Alliance members further agreed to acknowledge within five days borrowers' applications for help with their loans, and to provide a final answer within 45 days.
The latest steps are designed to respond to complaints that mortgagors have not responded to struggling borrowers' phone calls or letters and that responses -- when forthcoming -- have been slow and unclear.
The Bush administration welcomed the announcement.
The new procedures "will allow even more homeowners to get help faster," said Robert Steel, the Treasury undersecretary for domestic finance. "We are pleased to see the alliance members continually making improvements and expect them to maintain their efforts."
Consumer advocates were less sanguine.
"Given borrowers' difficulty in getting a straight answer about their status and whether the mortgage lender would entertain some modifications so they can afford to stay in their homes, providing clearer answers and a clear timeline should help," said Allen Fishbein, a credit and housing policy director at the Consumer Federation of America.
"But remember, they're only guidelines," not legally binding commitments, Fishbein said.
Also in question is the type of help borrowers are to receive. For the most part, lenders have offered workouts, which typically involve rescheduling payments. The size of the mortgage remains unaltered.

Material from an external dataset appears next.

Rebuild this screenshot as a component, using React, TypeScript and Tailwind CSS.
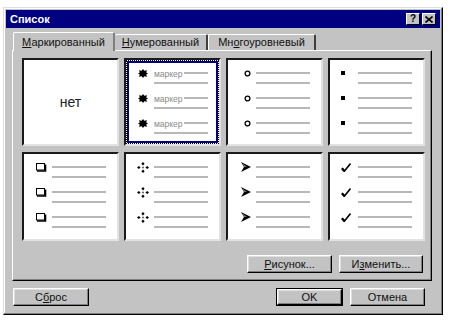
import { ReactNode } from "react";

const font = { fontFamily: '"Liberation Sans", Arial, sans-serif' };

function U({ children }: { children: ReactNode }) {
  return <span className="underline underline-offset-[1px]">{children}</span>;
}

function Btn({ children, w, dflt }: { children: ReactNode; w: string; dflt?: boolean }) {
  const inner = (
    <div className="h-full w-full flex items-center justify-center border border-t-white border-l-white border-r-black border-b-black shadow-[inset_-1px_-1px_0_#808080,inset_1px_1px_0_#dfdfdf] text-[11px] text-[#111]">
      {children}
    </div>
  );
  return (
    <div className={`${w} h-[18px] ${dflt ? "border border-black" : ""}`}>
      {inner}
    </div>
  );
}

// bullets ------------------------------------------------------------
const Star = () => (
  <svg width="10" height="9" viewBox="0 0 10 9" className="ml-[1px]">
    <polygon points="5,0 6.3,1.8 9,1.2 8.2,3.6 10,4.5 8.2,5.4 9,7.8 6.3,7.2 5,9 3.7,7.2 1,7.8 1.8,5.4 0,4.5 1.8,3.6 1,1.2 3.7,1.8" fill="#000" />
  </svg>
);
const Circle = () => (
  <svg width="7" height="7" viewBox="0 0 7 7" className="ml-[5px]">
    <circle cx="3.5" cy="3.5" r="2.4" fill="none" stroke="#000" strokeWidth="1.3" />
  </svg>
);
const Square = () => <div className="w-[4px] h-[4px] bg-black" />;
const BoxBullet = () => (
  <svg width="11" height="9" viewBox="0 0 11 9" className="ml-[1px]">
    <rect x="0.5" y="0.5" width="8" height="6.5" fill="#fff" stroke="#000" strokeWidth="1" />
    <path d="M1 8 H9.5 V1.5" fill="none" stroke="#000" strokeWidth="1.6" />
  </svg>
);
const Diamonds = () => (
  <svg width="12" height="11" viewBox="0 0 12 11">
    <polygon points="6,0 7.6,1.8 6,3.6 4.4,1.8" fill="#000" />
    <polygon points="6,7.4 7.6,9.2 6,11 4.4,9.2" fill="#000" />
    <polygon points="0,5.5 1.8,3.9 3.6,5.5 1.8,7.1" fill="#000" />
    <polygon points="8.4,5.5 10.2,3.9 12,5.5 10.2,7.1" fill="#000" />
    <rect x="5.2" y="4.7" width="1.6" height="1.6" fill="#444" />
  </svg>
);
const Arrow = () => (
  <svg width="10" height="10" viewBox="0 0 10 10" className="ml-[2px]">
    <polygon points="0,0 10,5 0,10 3,5" fill="#000" />
    <polygon points="1.5,1.5 6,5 3,5" fill="#777" />
  </svg>
);
const Check = () => (
  <svg width="10" height="9" viewBox="0 0 10 9">
    <path d="M1 5 L3.5 8 L9.5 0.5" fill="none" stroke="#000" strokeWidth="1.6" />
    <path d="M1 5.5 L3.5 8.3" fill="none" stroke="#000" strokeWidth="2.2" />
  </svg>
);

function Item({ bullet, label }: { bullet: ReactNode; label?: string }) {
  return (
    <div className="flex">
      <div className="w-[17px] h-[2px] flex items-center overflow-visible">{bullet}</div>
      <div className="flex flex-col gap-[8px] w-[54px]">
        {label ? (
          <div className="h-[2px] flex items-center overflow-visible">
            <span className="text-[8.5px] leading-none text-[#8a8a8a] pr-[1px] mt-[3px]">{label}</span>
            <div className="flex-1 h-[2px] bg-[#b8b8b8]" />
          </div>
        ) : (
          <div className="h-[2px] bg-[#b8b8b8]" />
        )}
        <div className="h-[2px] bg-[#b8b8b8]" />
      </div>
    </div>
  );
}

function Cell({ children, selected }: { children: ReactNode; selected?: boolean }) {
  return (
    <div className="w-[97px] h-full border-2 border-t-[#1a1a1a] border-l-[#1a1a1a] border-b-[#e2e2e2] border-r-[#e2e2e2] bg-white">
      {selected ? (
        <div className="h-full w-full border border-dotted border-black">
          <div className="h-full w-full border-2 border-[#000080]">{children}</div>
        </div>
      ) : (
        children
      )}
    </div>
  );
}

function BulletCell({ bullet, label, selected }: { bullet: ReactNode; label?: string; selected?: boolean }) {
  return (
    <Cell selected={selected}>
      <div className={`flex flex-col gap-[13px] ${selected ? "pt-[9px] pl-[8px]" : "pt-[12px] pl-[11px]"}`}>
        <Item bullet={bullet} label={label} />
        <Item bullet={bullet} label={label} />
        <Item bullet={bullet} label={label} />
      </div>
    </Cell>
  );
}

export default function App() {
  return (
    <div className="w-[457px] h-[324px] bg-white overflow-hidden pt-[7px] pl-[3px]" style={font}>
      <div className="w-[440px] h-[308px] bg-[#c3c3c3] border border-t-[#dfdfdf] border-l-[#dfdfdf] border-r-black border-b-black shadow-[inset_-1px_-1px_0_#808080,inset_1px_1px_0_#fff] p-[2px] flex flex-col">
        {/* title bar */}
        <div className="h-[18px] bg-[#000080] flex items-center justify-between pl-[4px] pr-[4px]">
          <span className="text-white text-[11px] font-bold">Список</span>
          <div className="flex gap-[2px]">
            <div className="w-[14px] h-[12px] bg-[#c3c3c3] border border-t-white border-l-white border-r-black border-b-black flex items-center justify-center text-[10px] font-bold leading-none text-black">?</div>
            <div className="w-[14px] h-[12px] bg-[#c3c3c3] border border-t-white border-l-white border-r-black border-b-black flex items-center justify-center">
              <svg width="8" height="7" viewBox="0 0 8 7">
                <path d="M0.5 0.5 L7.5 6.5 M7.5 0.5 L0.5 6.5" stroke="#000" strokeWidth="1.6" />
              </svg>
            </div>
          </div>
        </div>

        {/* tabs */}
        <div className="pl-[6px] pr-[8px] mt-[4px] flex flex-col">
          <div className="flex items-end h-[18px] pl-[1px]">
            <div className="relative z-10 w-[102px] h-[19px] -mb-[1px] bg-[#c3c3c3] border-t border-l border-t-white border-l-white border-r-2 border-r-[#808080] rounded-t-[2px] flex items-center justify-center text-[11px] text-[#111]">
              <span><U>М</U>аркированный</span>
            </div>
            <div className="w-[93px] h-[16px] bg-[#c3c3c3] border-t border-t-white border-r-2 border-r-[#404040] rounded-t-[2px] flex items-center justify-center text-[11px] text-[#111]">
              <span><U>Н</U>умерованный</span>
            </div>
            <div className="w-[108px] h-[16px] bg-[#c3c3c3] border-t border-l border-t-white border-l-white border-r-2 border-r-[#404040] rounded-t-[2px] flex items-center justify-center text-[11px] text-[#111]">
              <span>Мн<U>о</U>гоуровневый</span>
            </div>
          </div>

          {/* panel */}
          <div className="h-[231px] border border-t-white border-l-white border-r-black border-b-black shadow-[inset_-1px_-1px_0_#808080] pt-[7px] pl-[9px] pr-[8px] flex flex-col">
            <div className="grid grid-cols-[97px_97px_97px_97px] grid-rows-[88px_89px] gap-x-[5px] gap-y-[6px]">
              <Cell>
                <div className="h-full flex items-center justify-center text-[14px] text-[#222]">нет</div>
              </Cell>
              <BulletCell bullet={<Star />} label="маркер" selected />
              <BulletCell bullet={<Circle />} />
              <BulletCell bullet={<Square />} />
              <BulletCell bullet={<BoxBullet />} />
              <BulletCell bullet={<Diamonds />} />
              <BulletCell bullet={<Arrow />} />
              <BulletCell bullet={<Check />} />
            </div>
            <div className="flex justify-end gap-[7px] mt-[14px]">
              <Btn w="w-[85px]"><span><U>Р</U>исунок...</span></Btn>
              <Btn w="w-[84px]"><span>И<U>з</U>менить...</span></Btn>
            </div>
          </div>
        </div>

        {/* bottom buttons */}
        <div className="flex items-center mt-[7px] pl-[7px] pr-[15px]">
          <Btn w="w-[76px]"><span>С<U>б</U>рос</span></Btn>
          <div className="flex-1" />
          <Btn w="w-[67px]" dflt>OK</Btn>
          <div className="w-[7px]" />
          <Btn w="w-[75px]">Отмена</Btn>
        </div>
      </div>
    </div>
  );
}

In consequence, and as foreclosures push down home prices, even borrowers not in arrears risk being saddled with loans greater than the market value of their home. In turn, they face an increasing danger of falling into arrears.
"Foreclosures have been feeding on themselves," Fishbein said. "Workouts are not of particular help if all you end up doing is making payments on a loan you can't afford."
The Hope Now guidelines remind members to discuss not only workouts but also loan modification, in which the size of the underlying mortgage could be renegotiated and brought in line with depressed housing prices.
Tuesday's agreement further suggests that lenders entertain "short sales," in which the borrower is allowed to sell the home at fair market value and the lender accepts the proceeds as full repayment, even if the sum thus raised is smaller than the outstanding balance on the mortgage.
In short sales, borrowers still must relinquish their homes but they avoid the emotional and logistical nightmare of being thrown out. Further, they minimize the resulting damage to their credit history, on which hangs their future access to loans, insurance and even employment.
Hope Now has said its members -- nearly the entire U.S. mortgage industry -- has helped 1.6 million borrowers since July 2007 and has completed nearly 1 million loan modifications between last October and March.
The top U.S. banking regulator poured water on those claims.
The Office of the Comptroller of the Currency last week issued findings that coalition members used varying definitions of what constitutes a loan modification, effectively inflating the number of borrowers they claimed to have helped.
The regulator conducted its own study, based on raw data collected from nine large banks representing 45 percent of the U.S. home loan market, and found that they had provided fewer than 250,000 loan modifications during the same period. It also found that the banks were understating the rate of newly initiated foreclosures.
Frank, the House financial services chairman, said the revelations showed that while Hope Now remains an initiative "worth trying," more aggressive action is needed. Legislation pending in Congress would provide further incentives to write down loans to market value.